Count lines with the string "Tailwind" in them. State the number alone.

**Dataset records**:
▼▼▼

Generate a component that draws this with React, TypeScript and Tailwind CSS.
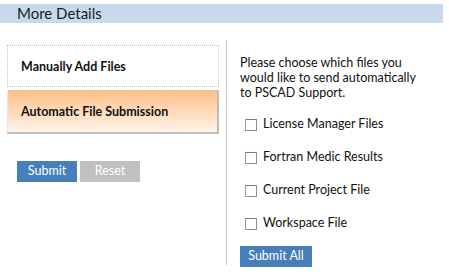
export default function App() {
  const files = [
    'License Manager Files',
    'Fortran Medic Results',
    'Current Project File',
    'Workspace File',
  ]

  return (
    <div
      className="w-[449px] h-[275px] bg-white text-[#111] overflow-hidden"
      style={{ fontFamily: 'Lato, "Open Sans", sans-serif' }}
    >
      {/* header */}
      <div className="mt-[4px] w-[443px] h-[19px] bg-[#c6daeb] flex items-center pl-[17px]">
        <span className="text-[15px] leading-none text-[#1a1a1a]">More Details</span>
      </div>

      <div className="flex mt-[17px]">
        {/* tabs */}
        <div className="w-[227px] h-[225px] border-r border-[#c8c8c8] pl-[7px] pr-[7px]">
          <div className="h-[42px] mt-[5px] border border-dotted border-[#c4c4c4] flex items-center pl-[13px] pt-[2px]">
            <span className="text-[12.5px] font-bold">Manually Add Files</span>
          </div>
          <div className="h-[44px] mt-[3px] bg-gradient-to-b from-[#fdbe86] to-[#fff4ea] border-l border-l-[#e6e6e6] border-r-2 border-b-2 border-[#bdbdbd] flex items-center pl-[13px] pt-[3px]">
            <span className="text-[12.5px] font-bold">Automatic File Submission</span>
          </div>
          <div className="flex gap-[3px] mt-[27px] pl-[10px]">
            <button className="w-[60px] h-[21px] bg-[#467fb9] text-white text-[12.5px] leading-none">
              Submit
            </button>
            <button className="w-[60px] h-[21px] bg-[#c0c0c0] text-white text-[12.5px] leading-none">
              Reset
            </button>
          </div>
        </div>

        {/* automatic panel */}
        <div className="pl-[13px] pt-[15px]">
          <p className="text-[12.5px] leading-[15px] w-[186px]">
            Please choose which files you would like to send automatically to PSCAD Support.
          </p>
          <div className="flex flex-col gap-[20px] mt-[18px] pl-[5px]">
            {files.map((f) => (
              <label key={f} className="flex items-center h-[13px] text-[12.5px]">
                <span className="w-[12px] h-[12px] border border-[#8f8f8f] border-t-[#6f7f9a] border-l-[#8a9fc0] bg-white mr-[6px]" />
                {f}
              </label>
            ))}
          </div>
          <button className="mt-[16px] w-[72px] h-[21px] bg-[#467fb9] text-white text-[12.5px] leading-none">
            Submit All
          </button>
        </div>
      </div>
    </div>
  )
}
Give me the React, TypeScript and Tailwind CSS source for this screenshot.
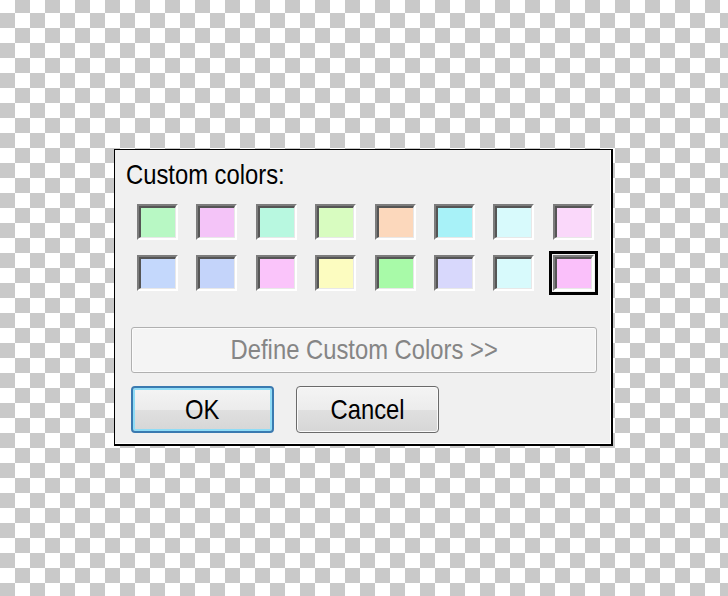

▲▲▲

**Output of the exercise**: 2